Boundary mixing along the Northern Deep Water Gulf of Mexico

Angel Ruiz Angulo, Centro de Ciencias de la Atmosfera, UNAM, Mexico D.F., Mexico, Andrea Costa, Aix-Marseille Universite, CNRS/INSU, IRD, Mediterranean Institute of Oceanography (MIO), Steven Francis DiMarco, Texas A & M University College Station, College Station, TX, United States, James R Ledwell, Woods Hole Oceanographic Institution, Woods Hole, MA, United States, Kurt L Polzin, WHOI, Woods Hole, MA, United States and Zhankun Wang, Texas A&M University, College Station, TX, United States
Abstract:
An anthropogenic tracer reported in Ledwell et al. (in preparation ) was released along an isopycnal at approximately 1100 water depth, 150 m above the local bottom on the continental slope of the Northern Deepwater Gulf. Sampling after 4 months returns an interior diapycnal diffusivity estimate of $1.3 \times10^{-4}$ m$^2$ s$^{-1}$. Sampling at one year returns a background interior mixing rate an order of magnitude smaller, $1.5 \pm 0.5 \times10^{-5}$ m$^2$ s$^{-1}$, and an inference that the 4 month estimate is dominated by a boundary process.

In this work we examine ancillary evidence collected during the year long field program that might explain the observed diapycnal dispersion. We find only background $(1 \times 10^{-5}$ m$^2$ s$^{-1})$ mixing levels in the interior Gulf of Mexico, diagnosed from the application of finescale parameterizations to LADCP/CTD data. If these interior estimates are representative of climatological mixing rates, it also implies the 4 month tracer dispersion estimate is dominated by a boundary mixing process. However, estimates of boundary mixing from the LADCP/CTD data at the time of the 12 month survey are not sufficient to explain the 4 month tracer dispersion.

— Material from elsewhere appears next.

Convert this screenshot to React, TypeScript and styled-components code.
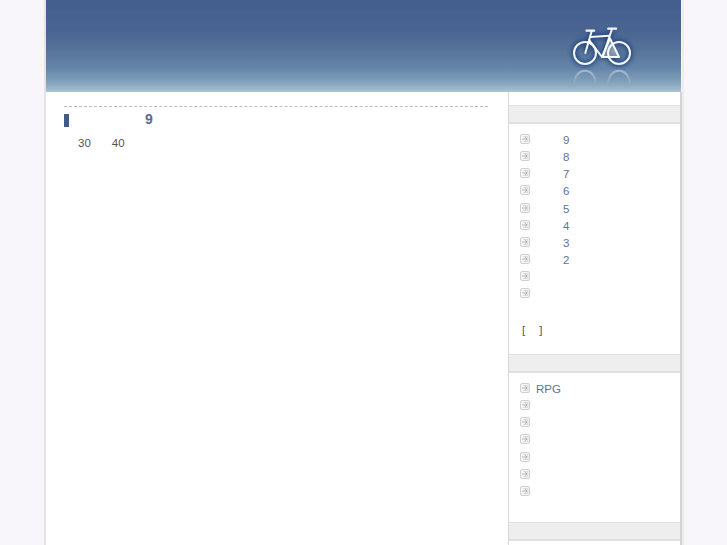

Plausibility that the inferred boundary mixing could result from non-propagating form drag is explored with a 2-dimensional time dependent advection diffusion model. The model is used with the current meter data to establish the expectation that flow over complex topography (e.g. salt domes) situated on the continental slope provides a turbulent energy source sufficient to explain the tracer dispersion. Implied is an $O(1)$ effective drag coefficient.